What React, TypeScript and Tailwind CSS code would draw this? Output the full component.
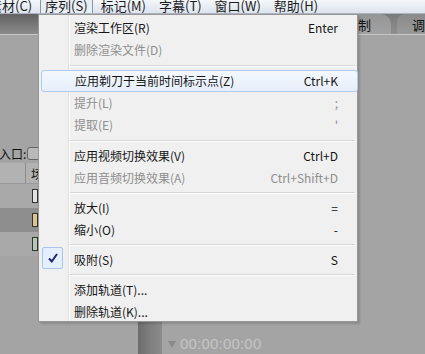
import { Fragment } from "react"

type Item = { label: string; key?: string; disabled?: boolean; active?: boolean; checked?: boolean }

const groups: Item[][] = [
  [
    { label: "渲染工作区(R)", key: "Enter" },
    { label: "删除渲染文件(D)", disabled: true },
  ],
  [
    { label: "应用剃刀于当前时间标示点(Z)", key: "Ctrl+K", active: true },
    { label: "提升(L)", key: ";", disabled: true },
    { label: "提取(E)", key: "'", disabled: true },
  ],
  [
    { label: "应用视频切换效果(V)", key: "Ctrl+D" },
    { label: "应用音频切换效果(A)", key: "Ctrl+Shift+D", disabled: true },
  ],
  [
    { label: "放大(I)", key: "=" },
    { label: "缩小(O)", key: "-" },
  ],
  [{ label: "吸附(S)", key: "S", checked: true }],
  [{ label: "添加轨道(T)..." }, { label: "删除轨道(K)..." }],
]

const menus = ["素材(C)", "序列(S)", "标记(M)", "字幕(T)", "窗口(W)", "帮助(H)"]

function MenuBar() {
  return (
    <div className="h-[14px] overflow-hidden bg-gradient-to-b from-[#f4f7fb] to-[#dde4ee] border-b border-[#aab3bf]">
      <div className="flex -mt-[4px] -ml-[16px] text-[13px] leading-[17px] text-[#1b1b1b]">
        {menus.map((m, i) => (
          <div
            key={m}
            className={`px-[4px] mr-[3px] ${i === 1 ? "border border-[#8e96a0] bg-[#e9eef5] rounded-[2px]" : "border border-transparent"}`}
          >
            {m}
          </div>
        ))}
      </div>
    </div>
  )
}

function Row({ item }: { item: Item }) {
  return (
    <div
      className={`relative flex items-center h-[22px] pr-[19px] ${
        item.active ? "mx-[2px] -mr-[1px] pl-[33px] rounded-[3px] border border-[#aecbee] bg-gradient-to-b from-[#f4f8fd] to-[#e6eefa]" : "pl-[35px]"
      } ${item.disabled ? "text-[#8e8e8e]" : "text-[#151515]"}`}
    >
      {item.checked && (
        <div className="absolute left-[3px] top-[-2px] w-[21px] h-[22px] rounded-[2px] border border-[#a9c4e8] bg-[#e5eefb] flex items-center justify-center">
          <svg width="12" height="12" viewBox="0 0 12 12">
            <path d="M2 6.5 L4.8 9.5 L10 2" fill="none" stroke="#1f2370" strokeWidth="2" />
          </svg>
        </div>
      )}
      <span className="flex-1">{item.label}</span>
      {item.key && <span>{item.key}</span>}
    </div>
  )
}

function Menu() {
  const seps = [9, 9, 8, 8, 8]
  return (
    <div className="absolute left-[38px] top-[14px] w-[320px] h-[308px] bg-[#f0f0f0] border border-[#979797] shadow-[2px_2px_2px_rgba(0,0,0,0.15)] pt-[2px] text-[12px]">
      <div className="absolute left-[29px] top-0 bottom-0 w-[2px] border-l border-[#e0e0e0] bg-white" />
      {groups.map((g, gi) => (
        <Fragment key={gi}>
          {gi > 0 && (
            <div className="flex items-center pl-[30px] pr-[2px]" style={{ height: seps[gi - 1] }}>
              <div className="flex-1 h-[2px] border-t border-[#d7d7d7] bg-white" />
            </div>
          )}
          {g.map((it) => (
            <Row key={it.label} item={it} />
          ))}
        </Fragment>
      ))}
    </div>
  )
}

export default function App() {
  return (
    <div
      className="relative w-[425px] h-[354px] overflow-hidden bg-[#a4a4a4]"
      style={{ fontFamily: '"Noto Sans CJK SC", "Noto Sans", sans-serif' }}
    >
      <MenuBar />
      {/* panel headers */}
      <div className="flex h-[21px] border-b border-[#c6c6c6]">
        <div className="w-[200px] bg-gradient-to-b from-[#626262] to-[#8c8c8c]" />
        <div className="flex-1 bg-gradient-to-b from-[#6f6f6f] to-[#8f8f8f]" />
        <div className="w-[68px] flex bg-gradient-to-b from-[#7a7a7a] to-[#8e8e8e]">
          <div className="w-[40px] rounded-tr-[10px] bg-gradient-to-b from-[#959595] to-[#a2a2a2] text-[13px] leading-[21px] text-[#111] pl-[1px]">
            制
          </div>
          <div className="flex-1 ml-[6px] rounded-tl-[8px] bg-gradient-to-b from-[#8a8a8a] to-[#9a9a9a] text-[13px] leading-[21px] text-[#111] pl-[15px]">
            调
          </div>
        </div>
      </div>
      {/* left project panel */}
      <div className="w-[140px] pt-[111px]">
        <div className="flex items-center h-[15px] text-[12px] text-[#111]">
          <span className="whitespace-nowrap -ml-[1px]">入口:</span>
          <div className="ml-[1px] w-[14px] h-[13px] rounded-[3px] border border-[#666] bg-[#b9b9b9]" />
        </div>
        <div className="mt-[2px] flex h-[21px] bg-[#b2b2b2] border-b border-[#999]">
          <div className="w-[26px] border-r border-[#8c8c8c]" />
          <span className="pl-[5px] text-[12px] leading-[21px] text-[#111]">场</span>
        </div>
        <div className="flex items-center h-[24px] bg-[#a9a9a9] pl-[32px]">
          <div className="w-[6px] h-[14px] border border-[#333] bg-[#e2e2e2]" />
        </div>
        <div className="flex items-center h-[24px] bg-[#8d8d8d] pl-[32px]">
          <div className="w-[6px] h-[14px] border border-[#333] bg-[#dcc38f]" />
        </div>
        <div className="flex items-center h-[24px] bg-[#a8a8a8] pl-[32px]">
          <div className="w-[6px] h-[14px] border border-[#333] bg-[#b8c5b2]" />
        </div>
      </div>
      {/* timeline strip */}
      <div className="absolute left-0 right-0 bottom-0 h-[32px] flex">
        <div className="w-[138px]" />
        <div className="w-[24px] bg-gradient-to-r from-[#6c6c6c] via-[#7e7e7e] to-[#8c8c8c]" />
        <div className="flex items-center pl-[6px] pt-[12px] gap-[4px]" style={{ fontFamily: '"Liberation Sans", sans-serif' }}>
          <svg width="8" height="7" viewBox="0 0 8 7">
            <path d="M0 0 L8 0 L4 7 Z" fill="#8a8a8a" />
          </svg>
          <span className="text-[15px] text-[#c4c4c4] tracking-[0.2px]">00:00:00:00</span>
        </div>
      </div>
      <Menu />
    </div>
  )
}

* TASK GOAL:
Go from the first line of the listing to the line holding "string; key?: string;" and, please, transcribe those lines exactly, both included, with no pictures.

* WORKED SOLUTION:
What React, TypeScript and Tailwind CSS code would draw this? Output the full component.
import { Fragment } from "react"

type Item = { label: string; key?: string; disabled?: boolean; active?: boolean; checked?: boolean }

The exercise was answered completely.